The mood is light on the whole and only once or twice it gets grim. The last scene was a bit of overkill. though.

But I thought they got quite mixed up. As I mentioned earlier there were two different threads. One was the depiction of the life of call centre employees – highlighting all things characteristic of the life of a community of people living in a time period; a generalization. The other thread was a story of individuals that was neither characteristic of a people nor of a time period, but belonging to all people of all times. This is where I think they got mixed up. The second thread did not serve in any way to reinforce the depiction of lifestyle that the first thread was attempting.
It was as though two unrelated plays were combined to make one play so that 90 minutes could be filled up somehow.

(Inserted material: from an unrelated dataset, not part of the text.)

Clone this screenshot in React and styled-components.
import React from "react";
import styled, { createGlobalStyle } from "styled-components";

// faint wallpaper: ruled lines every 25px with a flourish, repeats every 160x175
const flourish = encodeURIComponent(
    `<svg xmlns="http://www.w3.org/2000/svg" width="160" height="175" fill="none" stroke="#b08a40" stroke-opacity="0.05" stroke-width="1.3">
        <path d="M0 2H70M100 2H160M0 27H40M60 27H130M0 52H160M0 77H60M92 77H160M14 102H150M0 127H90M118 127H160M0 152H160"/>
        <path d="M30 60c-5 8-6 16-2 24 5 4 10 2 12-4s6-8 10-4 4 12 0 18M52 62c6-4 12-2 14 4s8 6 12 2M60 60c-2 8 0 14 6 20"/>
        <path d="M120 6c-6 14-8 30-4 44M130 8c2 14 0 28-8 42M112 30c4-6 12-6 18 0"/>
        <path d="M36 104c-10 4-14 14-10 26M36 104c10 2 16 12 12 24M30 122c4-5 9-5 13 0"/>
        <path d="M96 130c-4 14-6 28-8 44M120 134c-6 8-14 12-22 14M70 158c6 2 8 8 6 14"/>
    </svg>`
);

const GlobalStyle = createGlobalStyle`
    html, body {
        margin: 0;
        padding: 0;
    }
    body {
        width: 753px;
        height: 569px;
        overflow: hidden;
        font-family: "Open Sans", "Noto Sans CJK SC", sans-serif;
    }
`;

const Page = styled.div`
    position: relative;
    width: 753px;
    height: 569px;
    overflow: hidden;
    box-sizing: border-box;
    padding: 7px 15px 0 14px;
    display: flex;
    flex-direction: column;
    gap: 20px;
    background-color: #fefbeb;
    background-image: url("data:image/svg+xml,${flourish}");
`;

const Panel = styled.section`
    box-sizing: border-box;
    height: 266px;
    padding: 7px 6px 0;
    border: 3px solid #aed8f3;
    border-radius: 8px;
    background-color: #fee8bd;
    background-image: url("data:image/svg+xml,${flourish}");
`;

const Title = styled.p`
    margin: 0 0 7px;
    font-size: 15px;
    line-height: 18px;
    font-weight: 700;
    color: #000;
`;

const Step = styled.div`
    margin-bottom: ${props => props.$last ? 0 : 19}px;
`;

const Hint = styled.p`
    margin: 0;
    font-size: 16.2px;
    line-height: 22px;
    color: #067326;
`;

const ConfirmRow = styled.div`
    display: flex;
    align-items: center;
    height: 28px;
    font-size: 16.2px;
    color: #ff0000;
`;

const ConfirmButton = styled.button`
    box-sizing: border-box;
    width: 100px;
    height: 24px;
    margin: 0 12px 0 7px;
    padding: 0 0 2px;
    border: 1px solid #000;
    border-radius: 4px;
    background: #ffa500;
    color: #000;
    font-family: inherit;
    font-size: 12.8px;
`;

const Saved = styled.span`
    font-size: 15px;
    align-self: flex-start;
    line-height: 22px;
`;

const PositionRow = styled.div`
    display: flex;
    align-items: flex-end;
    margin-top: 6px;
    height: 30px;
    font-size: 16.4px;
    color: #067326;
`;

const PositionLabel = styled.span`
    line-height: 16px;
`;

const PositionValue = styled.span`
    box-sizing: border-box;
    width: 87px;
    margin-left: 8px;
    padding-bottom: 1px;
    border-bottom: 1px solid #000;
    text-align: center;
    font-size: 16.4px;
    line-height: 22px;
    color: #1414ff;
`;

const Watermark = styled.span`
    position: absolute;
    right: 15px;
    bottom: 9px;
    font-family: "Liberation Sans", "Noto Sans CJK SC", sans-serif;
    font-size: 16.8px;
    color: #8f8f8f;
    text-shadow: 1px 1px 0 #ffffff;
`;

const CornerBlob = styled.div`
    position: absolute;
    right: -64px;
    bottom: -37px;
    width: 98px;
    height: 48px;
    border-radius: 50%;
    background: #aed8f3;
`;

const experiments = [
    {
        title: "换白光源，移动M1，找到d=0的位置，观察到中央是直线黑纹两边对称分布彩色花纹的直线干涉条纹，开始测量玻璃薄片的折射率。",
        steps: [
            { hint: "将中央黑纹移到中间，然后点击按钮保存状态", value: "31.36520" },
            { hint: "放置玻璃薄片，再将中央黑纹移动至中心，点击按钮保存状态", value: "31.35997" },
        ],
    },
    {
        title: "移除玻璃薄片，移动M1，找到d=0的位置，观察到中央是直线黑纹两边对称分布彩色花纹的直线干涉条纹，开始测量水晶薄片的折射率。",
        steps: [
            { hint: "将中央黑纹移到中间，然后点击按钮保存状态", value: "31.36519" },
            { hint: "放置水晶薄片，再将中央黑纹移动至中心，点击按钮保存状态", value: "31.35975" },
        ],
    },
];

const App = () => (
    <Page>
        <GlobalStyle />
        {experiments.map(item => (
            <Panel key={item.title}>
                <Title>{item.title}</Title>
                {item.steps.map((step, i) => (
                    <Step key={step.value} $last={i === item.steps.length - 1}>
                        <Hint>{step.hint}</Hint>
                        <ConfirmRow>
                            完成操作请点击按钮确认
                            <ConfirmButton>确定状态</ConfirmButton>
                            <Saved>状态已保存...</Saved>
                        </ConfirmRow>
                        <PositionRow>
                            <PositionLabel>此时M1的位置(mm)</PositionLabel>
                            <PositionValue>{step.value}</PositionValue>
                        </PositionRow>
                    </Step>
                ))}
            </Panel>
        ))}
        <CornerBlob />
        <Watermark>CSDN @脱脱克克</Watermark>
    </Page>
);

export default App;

Another thing I noticed was the use of property on stage. A miniature almirah, a miniature fridge, a miniature dressing mirror with an assortment of little objects on it, not to mention the tall platform with its stairs and the chair on top; very different from props used in other plays these days – sparing, easy to handle, easy to move.
While they looked good, was there a necessity? Did they make the play more impactful for all the hard work gone into setting up the stage? I am not sure.

The generous sprinkling of slang and titillating talk too, I think was because of popular demand for titillation and did not add to meaning or purpose. Or did it? given the ‘liberal values’ among the call centre population?

You could watch the play for dialogue delivery, acting skills and for the laughs.